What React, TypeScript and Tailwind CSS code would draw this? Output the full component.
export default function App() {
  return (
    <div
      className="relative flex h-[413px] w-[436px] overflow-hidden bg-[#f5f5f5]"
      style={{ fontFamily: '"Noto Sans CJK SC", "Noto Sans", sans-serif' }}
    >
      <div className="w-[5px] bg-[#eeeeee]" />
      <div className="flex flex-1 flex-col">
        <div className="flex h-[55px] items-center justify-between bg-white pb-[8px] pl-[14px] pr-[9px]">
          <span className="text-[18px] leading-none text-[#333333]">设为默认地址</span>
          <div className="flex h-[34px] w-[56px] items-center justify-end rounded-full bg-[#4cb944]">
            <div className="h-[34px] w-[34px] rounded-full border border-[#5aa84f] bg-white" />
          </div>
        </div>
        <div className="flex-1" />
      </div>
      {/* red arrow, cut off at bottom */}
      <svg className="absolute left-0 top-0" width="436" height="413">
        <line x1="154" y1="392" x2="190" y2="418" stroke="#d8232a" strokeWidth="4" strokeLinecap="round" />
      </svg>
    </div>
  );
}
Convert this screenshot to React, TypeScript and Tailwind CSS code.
_ _ _ _
*Task to complete*. Each record must be returned exactly as it is written.

*Output below*.
What React, TypeScript and Tailwind CSS code would draw this? Output the full component.
export default function App() {
  return (
    <div
      className="relative flex h-[413px] w-[436px] overflow-hidden bg-[#f5f5f5]"
      style={{ fontFamily: '"Noto Sans CJK SC", "Noto Sans", sans-serif' }}
    >
      <div className="w-[5px] bg-[#eeeeee]" />
      <div className="flex flex-1 flex-col">
        <div className="flex h-[55px] items-center justify-between bg-white pb-[8px] pl-[14px] pr-[9px]">
          <span className="text-[18px] leading-none text-[#333333]">设为默认地址</span>
          <div className="flex h-[34px] w-[56px] items-center justify-end rounded-full bg-[#4cb944]">
            <div className="h-[34px] w-[34px] rounded-full border border-[#5aa84f] bg-white" />
          </div>
        </div>
        <div className="flex-1" />
      </div>
      {/* red arrow, cut off at bottom */}
      <svg className="absolute left-0 top-0" width="436" height="413">
        <line x1="154" y1="392" x2="190" y2="418" stroke="#d8232a" strokeWidth="4" strokeLinecap="round" />
      </svg>
    </div>
  );
}
Convert this screenshot to React, TypeScript and Tailwind CSS code.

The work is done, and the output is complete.